How new supply affects existing sellers
This is the question most homeowners in areas like Sandylands, Natland Road, and around Vicarage Park are asking right now.
The honest answer is it depends on your price point and your home’s condition.
Kendal’s average house price currently sits in the £275,000 to £285,000 range. New-build homes typically carry a premium above that, often 10% to 15% more than comparable resale stock. So for most existing sellers, the competition isn’t as direct as it might first appear.
New-build buyers tend to be motivated by specific things: warranties, energy efficiency ratings, and the ability to customise finishes. Resale buyers often want character, established gardens, and a known neighbourhood feel. These are different markets, even when they overlap geographically.
That said, if your home is tired, overpriced, or in a location where new stock is landing nearby, you’ll feel the pressure more acutely. Presentation and accurate pricing matter more than ever.
What buyers are weighing up in 2026
New-build vs resale: the real trade-offs
New homes at sites like High Sparrowmire will likely meet modern energy efficiency standards, which translates to lower running costs. With energy prices still a live concern for households, that’s a genuine selling point.
On the other side, resale homes in areas like Heron Hill or Sandylands often come with more space, mature gardens, and an established community feel that’s hard to replicate in a new development. The right choice depends on your priorities. Both have real merit.
School catchments
For families, school catchments carry significant weight. Homes near well-regarded schools in the Kendal area, including those feeding into Queen Katherine School, consistently attract stronger demand. It’s worth checking catchment boundaries carefully before committing, whether you’re buying new or resale.
Getting to work: transport links from Kendal
One of Kendal’s strongest cards is Oxenholme Lake District Station, just a short drive south of the town centre. It sits on the West Coast Main Line, giving direct access to London Euston in around three hours and to Manchester and Glasgow too.
For drivers, the A591 connects quickly to the M6 at junction 36, making Kendal a practical base for commuters heading to Lancaster, Preston, or further south.
These links matter when buyers are comparing Kendal against Windermere or Ambleside. You get Lake District living without the Windermere price tag, and you keep the connectivity.
What the numbers say about Kendal’s market in 2026
Forecasts for the Kendal area point to annual price growth of around 2% to 3% through 2026. That’s steady rather than spectacular, but it reflects a market underpinned by genuine demand rather than speculative activity.
Supply remains relatively tight compared to buyer appetite, even accounting for the new schemes at High Sparrowmire and Brigsteer Rise. Well-presented homes in popular areas like Natland, Vicarage Park, and along the Sandylands corridor are still selling at or close to asking price when priced correctly from the start.
Time on market has lengthened slightly across the wider region, which makes the quality of your estate agent and your marketing strategy more important than it was 18 months ago.
What this means if you’re thinking of selling
More new homes in Kendal don’t mean your resale home is worth less.

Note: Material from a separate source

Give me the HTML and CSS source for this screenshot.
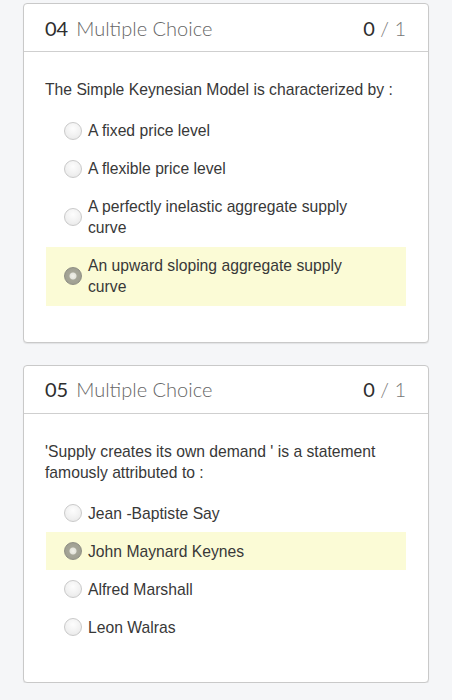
FILE: index.html
```html
<!DOCTYPE html>
<html>
<head>
<meta charset="utf-8">
<link rel="stylesheet" href="styles.css">
</head>
<body>
<div class="page">
  <section class="card">
    <header class="card-head">
      <div class="title"><span class="num">04</span><span class="type">Multiple Choice</span></div>
      <div class="score"><span class="got">0</span><span class="total"> / 1</span></div>
    </header>
    <div class="card-body">
      <p class="question">The Simple Keynesian Model is characterized by :</p>
      <ul class="options">
        <li class="option"><span class="radio"></span><span class="label">A fixed price level</span></li>
        <li class="option"><span class="radio"></span><span class="label">A flexible price level</span></li>
        <li class="option"><span class="radio"></span><span class="label">A perfectly inelastic aggregate supply curve</span></li>
        <li class="option selected"><span class="radio"></span><span class="label">An upward sloping aggregate supply curve</span></li>
      </ul>
    </div>
  </section>
  <section class="card">
    <header class="card-head">
      <div class="title"><span class="num">05</span><span class="type">Multiple Choice</span></div>
      <div class="score"><span class="got">0</span><span class="total"> / 1</span></div>
    </header>
    <div class="card-body">
      <p class="question">'Supply creates its own demand ' is a statement famously attributed to :</p>
      <ul class="options">
        <li class="option"><span class="radio"></span><span class="label">Jean -Baptiste Say</span></li>
        <li class="option selected"><span class="radio"></span><span class="label">John Maynard Keynes</span></li>
        <li class="option"><span class="radio"></span><span class="label">Alfred Marshall</span></li>
        <li class="option"><span class="radio"></span><span class="label">Leon Walras</span></li>
      </ul>
    </div>
  </section>
</div>
</body>
</html>
```
FILE: styles.css
```css
html, body {
  margin: 0;
  padding: 0;
  background: #f5f6f8;
}
.page {
  width: 452px;
  padding: 3px 0 0 23px;
  box-sizing: border-box;
  display: flex;
  flex-direction: column;
  gap: 22px;
}
.card {
  width: 406px;
  box-sizing: border-box;
  background: #fff;
  border: 1px solid #c9c9c9;
  border-radius: 4px;
  box-shadow: 0 1px 1px rgba(0,0,0,0.08);
}
.card-head {
  height: 47px;
  border-bottom: 1px solid #cfcfcf;
  display: flex;
  align-items: center;
  justify-content: space-between;
  padding: 0 22px 0 21px;
  font-family: Lato, "Open Sans", sans-serif;
  font-size: 20px;
}
.num {
  color: #2e2e2e;
  font-weight: 400;
  margin-right: 8px;
}
.type {
  color: #666;
  font-weight: 300;
}
.got {
  color: #2e2e2e;
}
.total {
  color: #777;
  font-weight: 300;
}
.card-body {
  padding: 27px 22px 36px 21px;
}
.question {
  margin: 0 0 11.5px;
  font-family: "Liberation Sans", Arial, sans-serif;
  font-size: 15.7px;
  line-height: 21px;
  color: #383838;
}
.options {
  list-style: none;
  margin: 0;
  padding: 0;
}
.option {
  display: flex;
  align-items: center;
  padding: 8.5px 40px 8.5px 18px;
  margin-left: 1px;
  font-family: "Liberation Sans", Arial, sans-serif;
  font-size: 15.7px;
  line-height: 21px;
  color: #383838;
}
.option.selected {
  background: #fbfbd6;
}
.radio {
  flex: none;
  width: 18px;
  height: 18px;
  box-sizing: border-box;
  border-radius: 50%;
  border: 1px solid #cacaca;
  background: radial-gradient(circle at 50% 35%, #fdfdfd 0%, #f0f0f0 60%, #e4e4e4 100%);
  margin-right: 6px;
}
.option.selected .radio {
  border: 1px solid #8e8e84;
  background: radial-gradient(circle, #f2f2ea 0, #e4e4dc 3px, #a6a698 4px, #9a9a8e 100%);
}
```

It does mean the bar for presentation, pricing, and marketing has risen.
Buyers have more to compare. They’ll notice if your home hasn’t been refreshed, or if the asking price doesn’t stack up against what else is available in LA9.
Getting a current, accurate valuation is the most useful first step you can take right now. The market has moved since 2023 and 2024, and assumptions based on what a neighbour achieved two years ago can lead you in the wrong direction.
Talk to Hunters’ Kendal.
Hunters Kendal knows this market in detail, from the streets around Heron Hill to the newer edges of town where High Sparrowmire and Brigsteer Rise are taking shape.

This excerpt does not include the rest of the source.